### Exercise objective
Gather all lines from the material that contain the word "index".

### Data section
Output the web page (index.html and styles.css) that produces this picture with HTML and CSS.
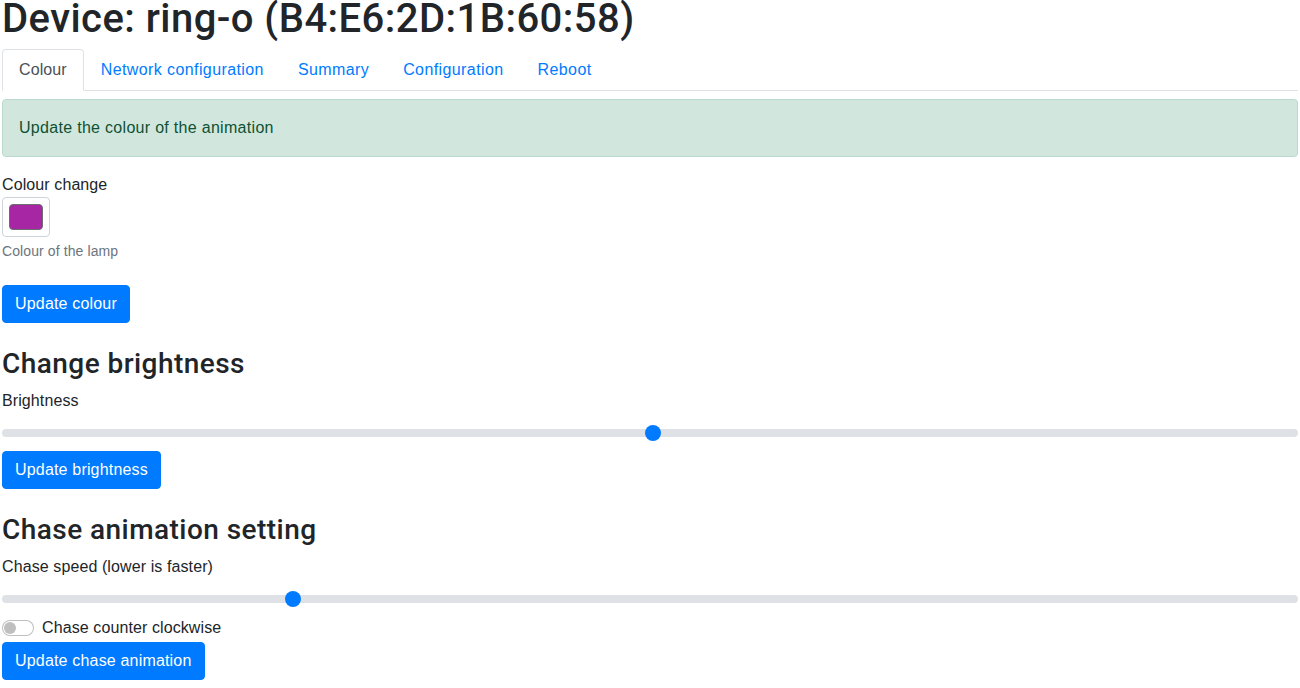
FILE: index.html
```html
<!DOCTYPE html>
<html lang="en">
<head>
<meta charset="utf-8">
<title>Device: ring-o</title>
<link rel="stylesheet" href="styles.css">
</head>
<body>
<div class="page">
  <h1 class="title">Device: ring-o (B4:E6:2D:1B:60:58)</h1>
  <ul class="tabs">
    <li><a class="tab active" href="#">Colour</a></li>
    <li><a class="tab" href="#">Network configuration</a></li>
    <li><a class="tab" href="#">Summary</a></li>
    <li><a class="tab" href="#">Configuration</a></li>
    <li><a class="tab" href="#">Reboot</a></li>
  </ul>
  <div class="alert">Update the colour of the animation</div>

  <form class="section first">
    <label class="label">Colour change</label>
    <div class="color-box"><div class="swatch"></div></div>
    <div class="help">Colour of the lamp</div>
    <button type="button" class="btn btn-colour">Update colour</button>
  </form>

  <form class="section">
    <h3 class="heading">Change brightness</h3>
    <label class="label label-range">Brightness</label>
    <div class="range"><div class="track"></div><div class="thumb" style="left: 50.2%"></div></div>
    <button type="button" class="btn btn-bright">Update brightness</button>
  </form>

  <form class="section">
    <h3 class="heading">Chase animation setting</h3>
    <label class="label label-range2">Chase speed (lower is faster)</label>
    <div class="range"><div class="track"></div><div class="thumb" style="left: 22.45%"></div></div>
    <div class="check">
      <span class="switch"><span class="knob"></span></span>
      <span class="check-label">Chase counter clockwise</span>
    </div>
    <button type="button" class="btn">Update chase animation</button>
  </form>
</div>
</body>
</html>
```
FILE: styles.css
```css
* { box-sizing: border-box; }
html, body { margin: 0; padding: 0; background: #fff; }
body {
  font-family: "Liberation Sans", Arial, sans-serif;
  font-size: 16px;
  line-height: 24px;
  letter-spacing: 0.1px;
  color: #212529;
  overflow: hidden;
}
.page { padding: 0 2px; }
.title {
  font-family: Roboto, "Liberation Sans", sans-serif;
  font-size: 40px;
  font-weight: 500;
  line-height: 38px;
  letter-spacing: 0.45px;
  margin: 0 0 11px;
}
.tabs {
  list-style: none;
  margin: 0;
  padding: 0;
  display: flex;
  border-bottom: 1px solid #dee2e6;
}
.tab {
  display: block;
  padding: 8px 16px;
  border: 1px solid transparent;
  border-radius: 4px 4px 0 0;
  margin-bottom: -1px;
  color: #007bff;
  text-decoration: none;
  letter-spacing: 0.4px;
}
.tab.active {
  color: #495057;
  border-color: #dee2e6 #dee2e6 #fff;
  background: #fff;
  letter-spacing: 0.1px;
}
.alert {
  margin-top: 8px;
  padding: 16px;
  border: 1px solid #badbcc;
  border-radius: 4px;
  background: #d1e7dd;
  color: #0f5132;
  letter-spacing: 0.3px;
}
.section { margin: 0; }
.section.first { padding-top: 16px; }
.label { display: block; }
.color-box {
  width: 48px;
  height: 40px;
  padding: 6px;
  border: 1px solid #ced4da;
  border-radius: 4px;
}
.swatch {
  width: 100%;
  height: 100%;
  background: #a626a4;
  border: 1px solid #6e6e6e;
  border-radius: 4px;
}
.help {
  margin-top: 4px;
  font-size: 14px;
  line-height: 21px;
  color: #6c757d;
}
.btn {
  display: block;
  font: inherit;
  letter-spacing: 0.18px;
  line-height: 24px;
  padding: 6px 12px;
  border: 1px solid #007bff;
  border-radius: 4px;
  background: #007bff;
  color: #fff;
  cursor: pointer;
}
.btn-colour { margin-top: 23px; }
.heading {
  font-family: Roboto, "Liberation Sans", sans-serif;
  font-size: 28px;
  font-weight: 500;
  line-height: 34px;
  letter-spacing: 0.45px;
  margin: 24px 0 8px;
}
.label-range { margin-bottom: 8px; }
.label-range2 { margin-bottom: 8px; }
.range {
  position: relative;
  height: 24px;
}
.track {
  position: absolute;
  left: 0;
  right: 0;
  top: 8px;
  height: 8px;
  border-radius: 16px;
  background: #dee2e6;
}
.thumb {
  position: absolute;
  top: 4px;
  width: 16px;
  height: 16px;
  margin-left: -8px;
  border-radius: 50%;
  background: #007bff;
}
.btn-bright { margin-top: 6px; }
.check {
  display: flex;
  align-items: center;
  gap: 8px;
  height: 24px;
  margin: 5px 0 2px;
}
.switch {
  position: relative;
  width: 32px;
  height: 16px;
  border: 1px solid rgba(0,0,0,.25);
  border-radius: 16px;
  background: #fff;
}
.knob {
  position: absolute;
  left: 1px;
  top: 1px;
  width: 12px;
  height: 12px;
  border-radius: 50%;
  background: #bfbfbf;
}
```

### Answer
Output the web page (index.html and styles.css) that produces this picture with HTML and CSS.
FILE: index.html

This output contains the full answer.